Hermann Junger made pieces with crooked bezels and it's art. The
Japanese metalsmiths made the mokume gane without using gold and
it's art. However, the one billionth coronet ring with diamonds and
a ruby in the middle, even perfectly made, is not art and not the
fine jewelry either because it is a cliche 

It may be an art, but it is not fine jewellery. To say that
something is not jewellery because it is a cliche, is a sheer
nonsense. To do something just because it is not a cliche is one of
the cardinal sins of good design, - originality for the sake of
originality.

Leonid Surpin

But what are the criteria? How is it measured? Without a true
standard it is all opinion 

The standard is absence of flaws. Let’s use “concept jewellery” as
an example. Suppose we have a ring with crooked bezel. Goldsmith who
made it, saying “I wanted it that way”. I am saying that whoever made
it, simply does not know how to make straight bezel. The question
becomes who is right? If crooked bezel can be justified from point of
view of design, or may be some stone characteristics, that it can be
called fine jewellery, but that is were it becomes subjective. I
would say if stone requires it, do not use such stone. However, some
may find it interesting and may even purchase it. But if
justification cannot be made, than the label “concept” is just an
excuse for lack of skill.

The argument can continue by saying that accepting or rejecting
justification is a matter of opinion and we are back where we
started. The circle is broken by using functionality of design as a
measure. In other words, - if bezel is crooked, what is the function
of it’s crookedness? How does it contribute of overall ownership
experience? Why crooked bezel is better than straight bezel?

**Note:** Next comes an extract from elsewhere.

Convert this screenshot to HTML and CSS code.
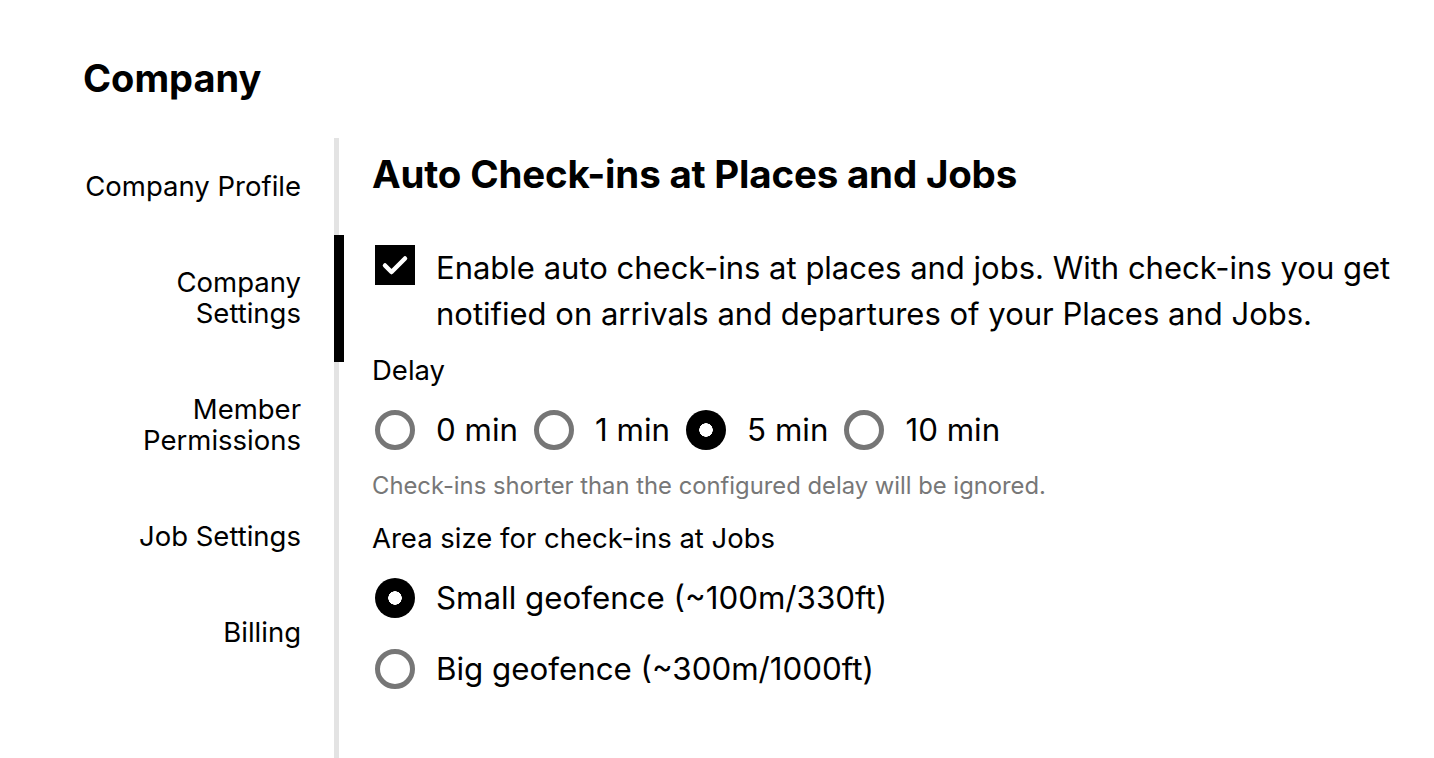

In one of the previous discussion I used “chamber pot with the
handle inside” as an example. We can revisit it. If it made out of
silver is it a fine silverware? Is it original? - yes. Is it
conceptual? - yes Can position of the handle be justified from
function viewpoint? - resounding No!

Leonid Surpin

GIA developed what amounts to, in today's world, a RETAIL standard
of diamond quality. Those standards, again, actually come from
several centuries of the diamond trade, and diamond traders used it
quite successfully, which is why Liddicoat adopted it. All he did
was make up his own language to describe the same things. If you
involve yourself more deeply in the trade, you'll find that GIA -
the public GIA,- only scratches the surface of what diamonds are
about. There were no written > standards, really, for diamond
grading until Liddicoat devised the GIA system, but all he did was
codify the system that had been in place, in the diamond trade, at
least since Tavernier. 

John, I think you are good at rhetoric, not that good on fact. You
appear to be muddled in your thinking.

First, G.I.A. has absolutely nothing to do with RETAIL standard of
diamond quality. If they do not provide any as to the
dollar value of a diamond, what they do cannot relate to a WHOLESALE
or RETAIL standard.

To me, learning how to separate diamonds based on clarity, color,
and fluorescence was the most important criteria that allowed a
critical perspective to help judge the beauty of a diamond when
comparing diamonds of similar cut and weight. Stated goal when I
attended the diamond course was that the students would be within
10% of color and clarity grade.

Again, there was no relationship to value of diamond.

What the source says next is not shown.